WASHINGTON – The U.S. Department of Commerce today announced its affirmative preliminary determinations in the antidumping duty investigations on imports of steel nails from the People’s Republic of China (China) and the United Arab Emirates (UAE). Commerce determined that Chinese and UAE producers/exporters sold certain steel nails in the United States at 20.77 to 118.04 percent and 4.47 percent less than fair value, respectively.

“Price discrimination hurts American manufacturers,” said Assistant Secretary for Import Administration David Spooner. “The Administration is committed to aggressively enforcing America's trade remedy laws in order to achieve strong and fair relationship s with our trading partners. ”

The merchandise covered by these investigations is certain steel nails, having a shaft length of up to 12 inches. Certain steel nails are produced from various grades of steel and principally used to fasten two pieces of material, such as wood or other solid building material.
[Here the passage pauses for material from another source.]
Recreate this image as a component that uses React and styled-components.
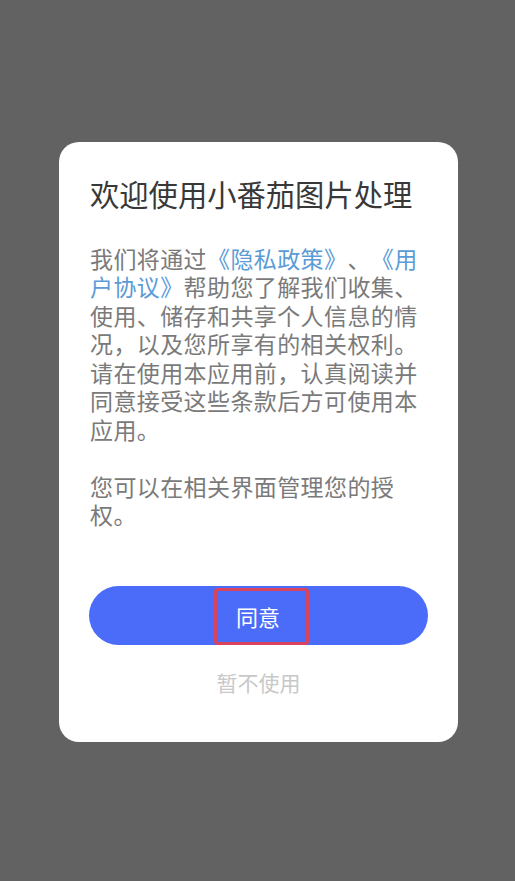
import React from 'react'
import styled, { createGlobalStyle } from 'styled-components'

const GlobalStyle = createGlobalStyle`
  html, body {
    margin: 0;
    padding: 0;
    background: #626262;
  }
  * {
    box-sizing: border-box;
  }
`

const Screen = styled.div`
  min-height: 100vh;
  display: flex;
  align-items: center;
  justify-content: center;
  font-family: "Noto Sans CJK SC", "Noto Sans", sans-serif;
  text-spacing-trim: space-all;
`

const Card = styled.div`
  width: 399px;
  margin: 2px 0 0 2px;
  background: #ffffff;
  border-radius: 20px;
  padding: 32px 30px 45px;
  display: flex;
  flex-direction: column;
`

const Title = styled.h1`
  margin: 0 0 0 1px;
  font-size: 29.3px;
  line-height: 38px;
  font-weight: 400;
  color: #383838;
`

const Body = styled.div`
  margin: 32px 0 0 1px;
  font-size: 23px;
  letter-spacing: 0.4px;
  line-height: 28.5px;
  color: #7a7a7a;
`

const Para = styled.p`
  margin: 0;
  & + & {
    margin-top: 28.5px;
  }
`

const Link = styled.span`
  color: #5b9bd6;
`

const AgreeButton = styled.button`
  margin-top: 57px;
  width: 100%;
  height: 59px;
  border: none;
  border-radius: 30px;
  background: #4a6cf8;
  display: flex;
  align-items: center;
  justify-content: center;
  padding: 0;
  cursor: pointer;
  font-family: inherit;
`

const AgreeLabel = styled.span`
  width: 95px;
  height: 57px;
  margin: 2px 0 0 6px;
  padding-right: 7px;
  border: 3px solid #d9435c;
  border-radius: 4px;
  display: flex;
  align-items: center;
  justify-content: center;
  color: #ffffff;
  font-size: 22px;
`

const Decline = styled.div`
  margin-top: 22px;
  text-align: center;
  font-size: 21px;
  line-height: 30px;
  color: #c8c8c8;
`

export default function App() {
  return (
    <>
      <GlobalStyle />
      <Screen>
        <Card>
          <Title>欢迎使用小番茄图片处理</Title>
          <Body>
            <Para>
              我们将通过<Link>《隐私政策》</Link>、<Link>《用户协议》</Link>帮助您了解我们收集、使用、储存和共享个人信息的情况，以及您所享有的相关权利。请在使用本应用前，认真阅读并同意接受这些条款后方可使用本应用。
            </Para>
            <Para>您可以在相关界面管理您的授权。</Para>
          </Body>
          <AgreeButton>
            <AgreeLabel>同意</AgreeLabel>
          </AgreeButton>
          <Decline>暂不使用</Decline>
        </Card>
      </Screen>
    </>
  )
}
Nails that are subject to these investigations have a variety of finishes, heads, shanks, points, and sizes.

Mid Continent Nail Corporation (MO); Davis Wire Corporation (CA); Gerdau Ameristeel Corporation (Atlas Steel & Wire Division) (FL); Maze Nails (Division of W.H. Maze Company) (IL); Treasure Coast Fasteners, Inc. (FL); and the United Steel, Paper and Forestry, Rubber, Manufacturing, Energy, Allied Industrial and Service Workers International Union (PA) are the petitioners for these investigations.

Dumping occurs when a foreign company sells a product in the United States at less than fair value. As a result of these preliminary determinations, Commerce will instruct U.S. Customs and Border Protection to suspend liquidation of entries of subject merchandise and to collect a cash deposit or bond based on the preliminary rates.